Life Times Newsletter

Fall 2009
Vol. 11, No. 4


n Your credit card: 8 things to know

n 10 ideas for entertaining without breaking your budget

n Compact fluorescent lights: A bright idea for your budget and the environment

n Be a role model to raise kind children




Your credit card: 8 things to know


Suzanne Gellman, MS, JD
Financial Education Specialist

Credit cards and credit cards with high limits used to be easy to get, but this is not the case anymore.
    Credit card issuers are making changes to reduce their risk and increase profits in an uncertain economic time. Banks and credit card companies are trying to offset financial losses by increasing fees and interest rates on credit cards. A new credit card law seeks to help protect consumers:  the Credit Card Accountability, Responsibility and Disclosure (or Credit CARD) Act of 2009.
    Most of the provisions go into effect Feb. 22, 2010, but a few start in August 2009. The new law will improve consumer disclosures and end some practices costly to consumers, but it does not cap interest rates and fees. Make sure you know the new rules of the game to help level the playing field.

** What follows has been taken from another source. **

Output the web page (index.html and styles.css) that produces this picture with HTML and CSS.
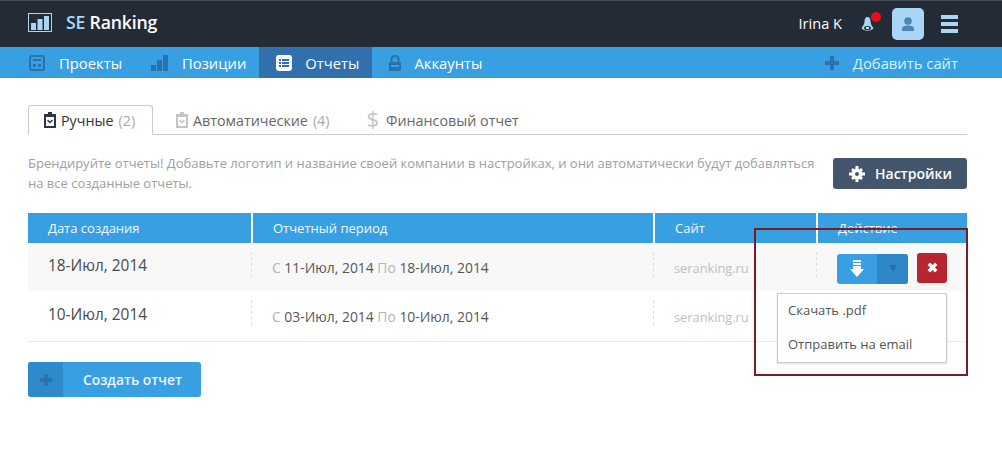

1.  Cancelling credit cards. Credit card issuers are “reassessing their risk” and cancelling customer credit cards without notice. They must notify you within 30 days of cancellation if the decision was based on your credit report, but they don’t have to notify you before cancelling your card. They don’t have to give you notice if cancellation is due to inactivity, late payments or default.

2.  Reducing credit limits. Many credit card issuers check your credit
report monthly. If they become concerned about your card usage, ability to pay, or amount of debt you are incurring on their card or other cards or loans, they can reduce your credit limit. If you carry a balance, a reduction in your credit limit can negatively affect your credit score (see

3.  Different interest rates. If your credit card allows you to get cash advances, you may pay one interest rate for credit purchases and a higher rate for cash advances. In the past, credit card issuers usually credited your payments first to the portion of your balance with the lowest interest rate. Under the new law, if you make more than the required minimum payment, the extra amount will be credited first toward the portion of your balance with the highest interest rate.

4.  Interest rate increases. Previously, if consumers were late with one or two payments, or if they made late payments on unrelated accounts (known as universal default), credit card companies could raise interest rates on previous balances. Under the new law, card holders must be at least 60 days late before the higher interest rate can apply to an existing balance. The Credit CARD Act eliminates the practice of universal default for existing balances. Borrowers may still have rates raised on future purchases for late payments on unrelated accounts or “anytime for any reason,” but they must be given 45 days’ notice.

5. Fee changes. Common credit card fees include late fees, over-the-limit fees, balance transfer fees and cash advance fees. Under the new law, consumers must be given 45 days’ notice before major contract changes, such as fees, take effect. Cardholders will no longer be subject to overlimit fees unless they permit the card issuer to approve overlimit transactions, and even then, only one overlimit fee per billing cycle can be applied.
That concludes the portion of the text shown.